Snowdrop Flowers

The snowdrop flower is nature’s gift to those longing for the birth of spring.  At George Washington Birthplace National Monument, snowdrops are currently exhibiting a vivid bloom winning the admiration of visitors strolling through the Park’s historic area.

Snowdrops are a member of the amaryllis family and grow throughout much of Europe but are often associated with England.  These perennials are not native to Virginia but to the European subcontinent.  They were possibly imported from the British Isles, as they would have gained popularity in English gardens by the time the first colonist arrived and certainly by the time John Washington emigrated from England in the mid 17th century.  This makes the snowdrops a fitting plant because when George Washington was born on this property, colonists often brought items from England to remind them of home and having flower bulbs willing to bloom in the depths of winter brought a double encouragement to its planter.

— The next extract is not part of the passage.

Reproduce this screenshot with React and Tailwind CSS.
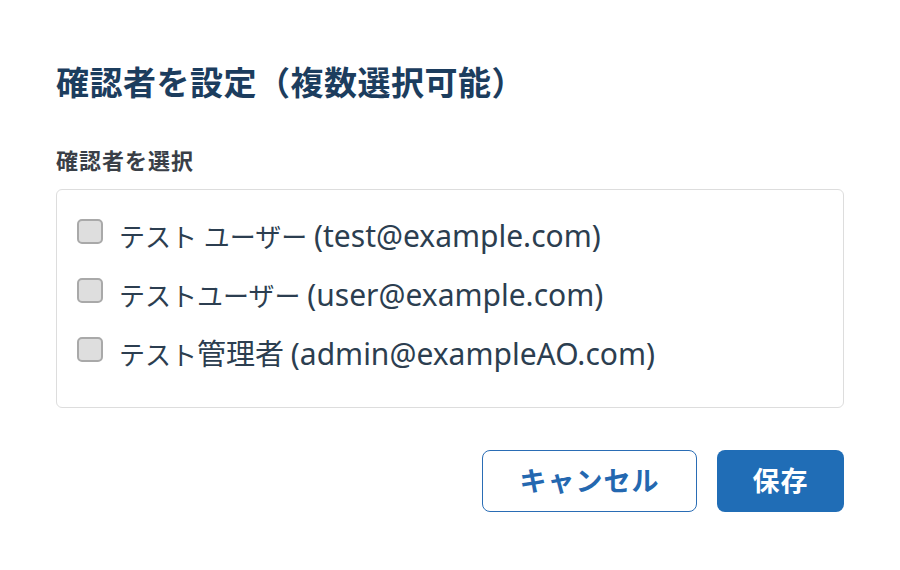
import React from "react";

const users = [
  [["テスト ユーザー", false]],
  [["テストユーザー", false]],
  [["テスト", false], ["管理者", true]],
];
const mails = ["(test@example.com)", "(user@example.com)", "(admin@exampleAO.com)"];

export default function App() {
  return (
    <div
      className="w-[900px] h-[570px] bg-white px-[56px] pt-[64px] flex flex-col"
      style={{ fontFamily: '"Noto Sans", "Noto Sans CJK JP", sans-serif' }}
    >
      <h1 className="text-[33px] leading-[38px] font-bold text-[#1c3d5e] tracking-[0.5px]">
        確認者を設定（複数選択可能）
      </h1>
      <div className="mt-[44px] text-[22px] leading-[28px] font-bold text-[#3a3f47] tracking-[1px]">
        確認者を選択
      </div>
      <div className="mt-[15px] h-[219px] border border-[#dddddd] rounded-[6px] pt-[17px] pl-[20px]">
        {users.map((parts, i) => (
          <label key={mails[i]} className="h-[59px] flex items-center gap-[16px]">
            <span className="w-[26px] h-[25px] mb-[10px] rounded-[5px] border-2 border-[#a9a9a9] bg-[#dedede] shrink-0" />
            <span className="text-[26px] leading-[36px] text-[#2c3e50] whitespace-nowrap">
              {parts.map(([t, k]) => (
                <span key={t} className={k ? "text-[29px]" : ""}>{t}</span>
              ))}{" "}
              <span className="text-[30px]">{mails[i]}</span>
            </span>
          </label>
        ))}
      </div>
      <div className="mt-[42px] flex justify-end gap-[20px]">
        <button className="w-[215px] h-[62px] rounded-[8px] border-[1.5px] border-[#2a6db5] bg-white text-[#2468b0] text-[27px] font-semibold tracking-[1px]">
          キャンセル
        </button>
        <button className="w-[127px] h-[62px] rounded-[8px] bg-[#206db6] text-white text-[27px] font-semibold tracking-[1px]">
          保存
        </button>
      </div>
    </div>
  );
}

Honey bees make an early appearance to pollinate the snowdrops further disguising the truth that winter’s grip is still strong.  Brown oak leaves from last autumn grace the snowdrop fields and are slowly decomposing to provide the soil with the nutrition the oak trees have been busy taking from it.  Leafless trees uncover the truth which the snowdrops’ perennial bloom works so hard to conceal.

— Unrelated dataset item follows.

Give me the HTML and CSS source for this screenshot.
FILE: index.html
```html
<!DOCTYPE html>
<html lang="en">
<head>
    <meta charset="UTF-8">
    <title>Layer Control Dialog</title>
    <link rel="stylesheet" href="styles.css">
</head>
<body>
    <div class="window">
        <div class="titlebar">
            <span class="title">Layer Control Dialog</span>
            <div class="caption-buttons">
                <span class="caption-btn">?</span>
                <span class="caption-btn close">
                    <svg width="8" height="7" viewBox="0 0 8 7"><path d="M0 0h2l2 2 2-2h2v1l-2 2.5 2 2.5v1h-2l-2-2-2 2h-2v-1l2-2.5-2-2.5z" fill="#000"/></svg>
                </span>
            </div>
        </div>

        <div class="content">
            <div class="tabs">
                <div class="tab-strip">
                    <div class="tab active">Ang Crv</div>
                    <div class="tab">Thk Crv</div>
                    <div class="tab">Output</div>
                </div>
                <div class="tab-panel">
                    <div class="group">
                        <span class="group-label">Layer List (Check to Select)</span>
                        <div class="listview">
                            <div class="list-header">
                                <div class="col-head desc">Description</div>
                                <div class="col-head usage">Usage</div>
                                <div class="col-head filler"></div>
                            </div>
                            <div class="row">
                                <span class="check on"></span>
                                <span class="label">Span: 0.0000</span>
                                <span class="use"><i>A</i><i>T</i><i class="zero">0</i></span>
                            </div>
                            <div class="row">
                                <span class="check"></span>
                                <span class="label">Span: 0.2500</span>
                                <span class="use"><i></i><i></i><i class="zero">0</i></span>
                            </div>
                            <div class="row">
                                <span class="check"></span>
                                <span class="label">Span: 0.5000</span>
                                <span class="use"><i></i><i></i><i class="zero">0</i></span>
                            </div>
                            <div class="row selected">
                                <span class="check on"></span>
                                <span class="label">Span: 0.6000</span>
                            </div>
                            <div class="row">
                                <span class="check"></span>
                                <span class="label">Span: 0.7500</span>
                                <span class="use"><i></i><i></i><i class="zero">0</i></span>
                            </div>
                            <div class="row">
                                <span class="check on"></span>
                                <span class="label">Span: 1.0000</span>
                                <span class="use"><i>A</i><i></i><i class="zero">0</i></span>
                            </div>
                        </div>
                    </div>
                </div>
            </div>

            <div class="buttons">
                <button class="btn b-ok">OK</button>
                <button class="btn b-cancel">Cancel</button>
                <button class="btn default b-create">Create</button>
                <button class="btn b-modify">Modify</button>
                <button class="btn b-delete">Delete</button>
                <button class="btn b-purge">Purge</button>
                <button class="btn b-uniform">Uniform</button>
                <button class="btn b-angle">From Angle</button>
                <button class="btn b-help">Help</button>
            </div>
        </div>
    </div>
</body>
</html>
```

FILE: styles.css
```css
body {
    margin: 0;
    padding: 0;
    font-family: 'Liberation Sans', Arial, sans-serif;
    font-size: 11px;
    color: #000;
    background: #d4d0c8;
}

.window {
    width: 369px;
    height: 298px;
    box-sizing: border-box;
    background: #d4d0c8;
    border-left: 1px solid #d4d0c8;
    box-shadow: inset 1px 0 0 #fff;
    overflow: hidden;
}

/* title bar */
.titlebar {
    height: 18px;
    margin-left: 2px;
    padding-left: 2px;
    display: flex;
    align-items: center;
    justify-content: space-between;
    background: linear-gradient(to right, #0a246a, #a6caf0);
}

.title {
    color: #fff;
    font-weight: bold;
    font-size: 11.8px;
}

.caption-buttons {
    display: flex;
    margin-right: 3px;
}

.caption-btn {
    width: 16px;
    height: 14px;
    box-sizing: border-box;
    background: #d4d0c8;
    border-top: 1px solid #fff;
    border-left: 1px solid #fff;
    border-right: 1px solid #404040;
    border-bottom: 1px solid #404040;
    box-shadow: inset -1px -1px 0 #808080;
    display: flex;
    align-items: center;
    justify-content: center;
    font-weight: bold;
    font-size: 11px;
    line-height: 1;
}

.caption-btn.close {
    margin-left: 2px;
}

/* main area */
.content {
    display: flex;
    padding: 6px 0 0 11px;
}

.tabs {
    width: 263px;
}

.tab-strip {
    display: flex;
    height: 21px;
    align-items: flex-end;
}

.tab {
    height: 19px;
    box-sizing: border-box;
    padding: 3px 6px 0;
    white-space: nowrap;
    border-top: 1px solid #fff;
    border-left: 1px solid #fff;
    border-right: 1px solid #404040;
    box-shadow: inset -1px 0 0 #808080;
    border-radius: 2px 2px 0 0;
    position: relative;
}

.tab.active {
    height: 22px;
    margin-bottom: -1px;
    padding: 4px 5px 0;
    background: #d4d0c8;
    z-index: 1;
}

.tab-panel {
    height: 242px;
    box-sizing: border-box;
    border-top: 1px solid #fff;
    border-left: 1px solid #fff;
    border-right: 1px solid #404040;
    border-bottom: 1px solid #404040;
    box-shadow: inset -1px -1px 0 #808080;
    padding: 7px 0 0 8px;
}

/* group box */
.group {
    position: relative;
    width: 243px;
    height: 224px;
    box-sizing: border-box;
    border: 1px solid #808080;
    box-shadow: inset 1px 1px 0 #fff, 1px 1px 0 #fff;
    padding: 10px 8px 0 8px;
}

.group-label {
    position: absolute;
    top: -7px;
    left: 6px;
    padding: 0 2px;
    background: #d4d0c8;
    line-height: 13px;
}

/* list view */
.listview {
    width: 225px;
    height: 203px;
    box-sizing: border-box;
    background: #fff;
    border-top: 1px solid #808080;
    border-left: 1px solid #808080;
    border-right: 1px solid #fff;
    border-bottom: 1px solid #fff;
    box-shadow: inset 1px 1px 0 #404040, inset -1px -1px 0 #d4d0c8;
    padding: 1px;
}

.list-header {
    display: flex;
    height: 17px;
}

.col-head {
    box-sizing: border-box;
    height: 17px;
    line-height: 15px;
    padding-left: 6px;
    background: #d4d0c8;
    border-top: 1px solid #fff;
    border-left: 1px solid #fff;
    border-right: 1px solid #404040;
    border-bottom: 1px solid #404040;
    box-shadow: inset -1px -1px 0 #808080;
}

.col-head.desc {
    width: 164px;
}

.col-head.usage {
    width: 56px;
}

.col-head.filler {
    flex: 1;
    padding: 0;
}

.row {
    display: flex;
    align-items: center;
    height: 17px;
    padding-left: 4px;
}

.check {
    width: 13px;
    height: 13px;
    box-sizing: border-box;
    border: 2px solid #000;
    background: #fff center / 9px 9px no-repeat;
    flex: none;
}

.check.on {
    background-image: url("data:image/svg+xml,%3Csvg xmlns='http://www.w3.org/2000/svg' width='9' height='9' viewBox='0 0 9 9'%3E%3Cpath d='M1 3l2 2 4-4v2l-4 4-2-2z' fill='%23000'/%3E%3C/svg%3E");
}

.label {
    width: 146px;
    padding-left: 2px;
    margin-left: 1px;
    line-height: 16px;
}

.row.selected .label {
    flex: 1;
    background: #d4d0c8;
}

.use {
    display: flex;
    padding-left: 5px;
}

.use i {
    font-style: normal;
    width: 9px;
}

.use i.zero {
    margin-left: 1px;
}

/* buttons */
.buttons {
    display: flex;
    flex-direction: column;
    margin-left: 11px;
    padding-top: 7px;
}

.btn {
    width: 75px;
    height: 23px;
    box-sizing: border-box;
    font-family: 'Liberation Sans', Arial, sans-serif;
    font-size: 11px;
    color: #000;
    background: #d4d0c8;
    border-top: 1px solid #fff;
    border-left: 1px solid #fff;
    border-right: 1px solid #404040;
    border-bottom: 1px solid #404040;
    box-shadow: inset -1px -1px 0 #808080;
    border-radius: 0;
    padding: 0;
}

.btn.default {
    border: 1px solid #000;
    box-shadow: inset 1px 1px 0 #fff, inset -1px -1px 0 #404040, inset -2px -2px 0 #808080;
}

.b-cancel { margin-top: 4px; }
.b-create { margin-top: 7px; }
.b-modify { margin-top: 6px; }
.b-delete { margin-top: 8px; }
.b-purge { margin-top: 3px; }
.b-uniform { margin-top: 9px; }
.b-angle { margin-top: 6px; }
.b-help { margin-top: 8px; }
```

Winter’s midday sun casts shadows from the historic Memorial House over the snowdrop fields also help reveal the snowdrops’ deception that spring has not quite arrived.   The Memorial House that looks over the snowdrops was not here when George Washington was born; rather the house was built by the Wakefield Association to honor the 200th birthday of the father of our country in 1932.  Today, this Georgian style mansion stands as a legacy of our first president and the many patriots who subordinated self-interest to the benefit of many generations yet to be born.

The actual house of George Washington’s birth burned down on Christmas Day in 1779 but visitors can easily identify the house’s foundation outline.  On the day the house burned, General George Washington had long since moved away and was camped at Morristown, New Jersey, struggling to feed and clothe the severely depleted Continental Army and prepare them to face in the following spring the mightiest military power then known.

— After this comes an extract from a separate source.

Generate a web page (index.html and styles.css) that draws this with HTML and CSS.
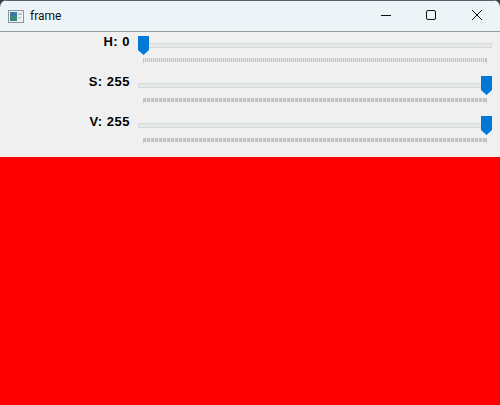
FILE: index.html
```html
<!DOCTYPE html>
<html lang="en">
<head>
    <meta charset="UTF-8">
    <title>frame</title>
    <link rel="stylesheet" href="styles.css">
</head>
<body>

    <div class="window">
        <div class="titlebar">
            <svg class="app-icon" width="16" height="13" viewBox="0 0 16 13">
                <rect x="0.5" y="0.5" width="15" height="12" fill="#eef2f2" stroke="#8e9699"/>
                <rect x="2" y="2" width="7" height="9" fill="#3a8a80"/>
                <rect x="2" y="2" width="7" height="4" fill="#3f76a8"/>
                <rect x="10" y="3" width="4" height="2" fill="#b9cbc6"/>
                <rect x="10" y="7" width="3" height="2" fill="#c6d2cf"/>
            </svg>
            <span class="title">frame</span>
            <div class="controls">
                <svg class="control" width="46" height="30" viewBox="0 1 46 30">
                    <path d="M19 15.5h10" stroke="#111" fill="none"/>
                </svg>
                <svg class="control" width="46" height="30" viewBox="0 1 46 30">
                    <rect x="18.5" y="10.500" width="9" height="9" rx="1.5" stroke="#111" fill="none"/>
                </svg>
                <svg class="control" width="46" height="30" viewBox="0 1 46 30">
                    <path d="M18 10l10 10M28 10l-10 10" stroke="#111" fill="none"/>
                </svg>
            </div>
        </div>

        <div class="panel">
            <div class="row">
                <label class="label">H: 0</label>
                <div class="slider">
                    <div class="track"></div>
                    <div class="ticks ticks-fine"></div>
                    <svg class="thumb thumb-min" width="11" height="19" viewBox="0 0 11 19"><path d="M0 0h11v14l-5.500 5-5.500-5z"/></svg>
                </div>
            </div>
            <div class="row">
                <label class="label">S: 255</label>
                <div class="slider">
                    <div class="track"></div>
                    <div class="ticks"></div>
                    <svg class="thumb thumb-max" width="11" height="19" viewBox="0 0 11 19"><path d="M0 0h11v14l-5.500 5-5.500-5z"/></svg>
                </div>
            </div>
            <div class="row">
                <label class="label">V: 255</label>
                <div class="slider">
                    <div class="track"></div>
                    <div class="ticks"></div>
                    <svg class="thumb thumb-max" width="11" height="19" viewBox="0 0 11 19"><path d="M0 0h11v14l-5.500 5-5.500-5z"/></svg>
                </div>
            </div>
        </div>

        <div class="image"></div>
    </div>

</body>
</html>
```

FILE: styles.css
```css
html, body {
    margin: 0;
    height: 100%;
    background-color: #3a3f44;
    overflow: hidden;
}

.window {
    width: 500px;
    height: 405px;
    display: flex;
    flex-direction: column;
    border-radius: 7px 7px 0 0;
    overflow: hidden;
}

.titlebar {
    height: 30px;
    flex: none;
    display: flex;
    align-items: center;
    background-color: #ecf4f8;
    border-top: 1px solid #5c6266;
    border-bottom: 1px solid #9a9c9e;
    padding-left: 8px;
}

.app-icon {
    margin-right: 6px;
}

.title {
    font-family: Roboto, sans-serif;
    font-size: 12px;
    color: #111;
}

.controls {
    margin-left: auto;
    display: flex;
}

.panel {
    height: 125px;
    flex: none;
    background-color: #f0f0f0;
    padding-top: 4px;
    box-sizing: border-box;
}

.row {
    height: 40px;
    display: flex;
}

.label {
    width: 130px;
    flex: none;
    text-align: right;
    font-family: "Liberation Sans", sans-serif;
    font-weight: bold;
    font-size: 13px;
    letter-spacing: 0.5px;
    line-height: 11px;
    color: #000;
}

.slider {
    position: relative;
    margin-left: 8px;
    width: 354px;
    padding-top: 7px;
}

.track {
    height: 3px;
    background-color: #e7eaea;
    border: 1px solid #d6d9d9;
}

.ticks {
    height: 5px;
    margin: 10px 5px 0 5px;
    background-image:
        linear-gradient(#c4c4c4, #c4c4c4),
        linear-gradient(#c4c4c4, #c4c4c4),
        repeating-linear-gradient(to right, #c4c4c4 0, #c4c4c4 3px, #e6e6e6 3px, #e6e6e6 4px);
    background-size: 1px 5px, 1px 5px, 100% 4px;
    background-position: left top, right top, left top;
    background-repeat: no-repeat;
}

.ticks-fine {
    background-image:
        linear-gradient(#c4c4c4, #c4c4c4),
        linear-gradient(#c4c4c4, #c4c4c4),
        repeating-linear-gradient(to right, #c2c2c2 0, #c2c2c2 1px, #e8e8e8 1px, #e8e8e8 2px);
}

.thumb {
    position: absolute;
    top: 0;
    fill: #0078d7;
}

.thumb-min {
    left: 0;
}

.thumb-max {
    right: 0;
}

.image {
    flex: 1;
    background-color: #ff0000;
}
```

We do not know if George Washington ever had an opportunity to gaze on the snowdrop blooms or even perhaps arrange a boy’s version of a bouquet for an appreciative mother.  Nevertheless, we can only imagine the Washington family finding encouragement from blooms occurring in the depths of winter while reminding them of their ancestral country.

The snowdrops’ bloom seems to tease us for spring’s warm sun and the explosion of colors promised by Virginia’s tidewater soil.  In its time, winter will yield to the warmth of spring and the snowdrops must then acquiesce to traditional spring flowers.  In the meantime, if you are searching for a sign of spring, you need look no further than the birthplace of George Washington.